A COUNCIL call for police to enforce Oxford’s 20mph speed limits has been rejected.

A senior officer spoke out after Oxford City Council passed a motion urging Thames Valley Police to crack down on speeding drivers.

Ch Insp Gill Wootton, of the roads policing department, said road layout changes such as chicanes should keep speeds down – and enforcement would only be used as a last resort.

A 20mph limit was brought in on almost all residential roads and some main routes in September 2009 but police said from the outset they would not be actively enforced.

The Labour-controlled council’s motion came after the force switched on speed cameras on April 1 after an eight-month hiatus, spurred by funding fears.

The motion – passed unanimously – said: “Council welcomes the fact that speed enforcement by Thames Valley Police using roadside cameras has come back into effect.

“Council believes that enforcement of all speed limits is necessary to ensure that injuries and fatalities on Oxford’s roads continue to reduce. Council therefore calls upon Thames Valley Police to give enforcement of 20mph speed limits in Oxford their urgent attention.”

But Ch Insp Wootton said: “Speed enforcement will be considered when other options have been exhausted.

This has not been necessary to date. However, we are monitoring the situation in relevant areas.”

Road changes such as chicanes were introduced with the new zones and Chf Insp Wootton said these meant the limits should be “self enforcing”.

“Simply putting a different number at the end of a road and relying on enforcement alone to achieve compliance is not the answer,” she said.

Speeds have been monitored in problem areas, such as Blackbird Leys and Rose Hill.

Liberal Democrat Alan Armitage, who put the motion, said: “It doesn’t say much for the police that they don’t give a damn what the people think.

“It is a high priority for people in Oxford who are worried about protecting themselves and their children.”
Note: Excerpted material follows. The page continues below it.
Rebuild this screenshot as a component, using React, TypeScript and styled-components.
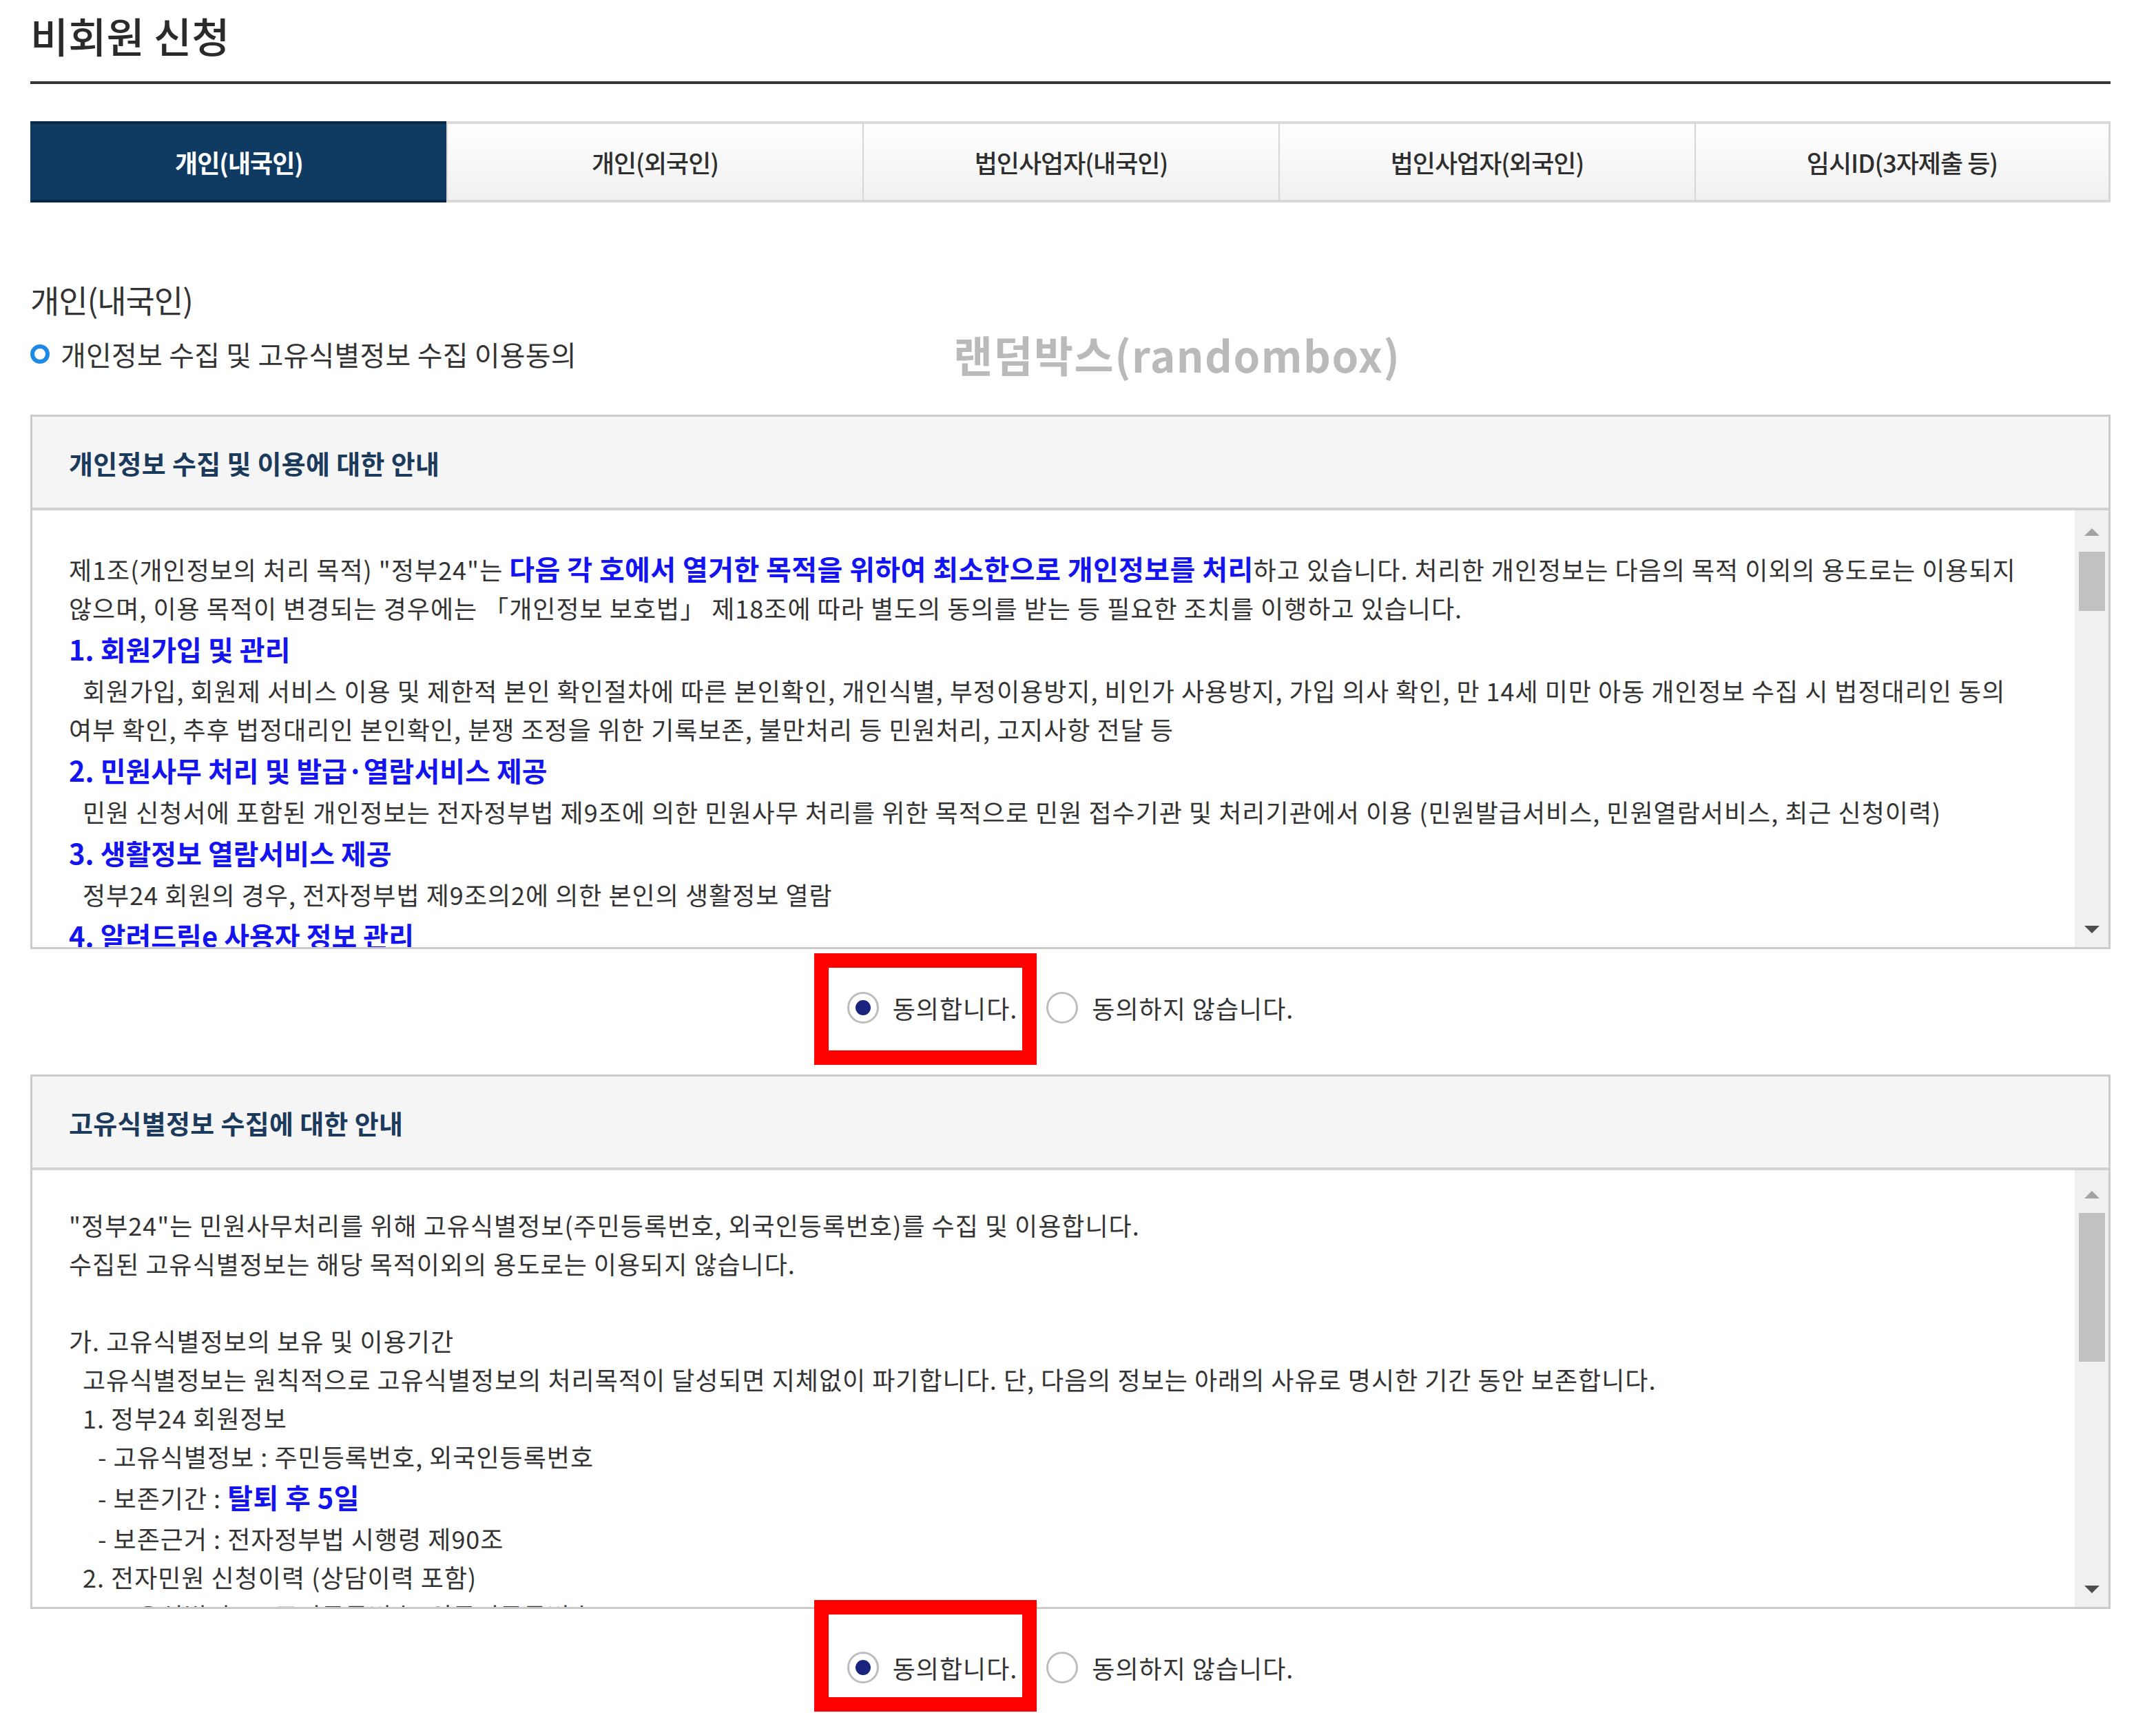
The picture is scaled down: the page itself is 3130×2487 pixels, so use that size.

Labour leader Bob Price said Beaumont Street and Park End Street were among roads which would benefit from enforcement.

He said: “We don’t expect police to focus all their attention on the enforcement of speed limits but, where you have places where it happens, there is a strong case for them using a short, sharp period of enforcement.”

In April, a police check outside St John Fisher Primary School in Sandy Lane West, found 44 of 110 cars over the limit. But a check in Mill Street, Ferry Hinksey Road and Richmond Road that month found most drivers – 135 out of 137 – stuck to the limits.

Accidents fell from 166 from September 2008 to August 2009 to 159 in the same period the following year.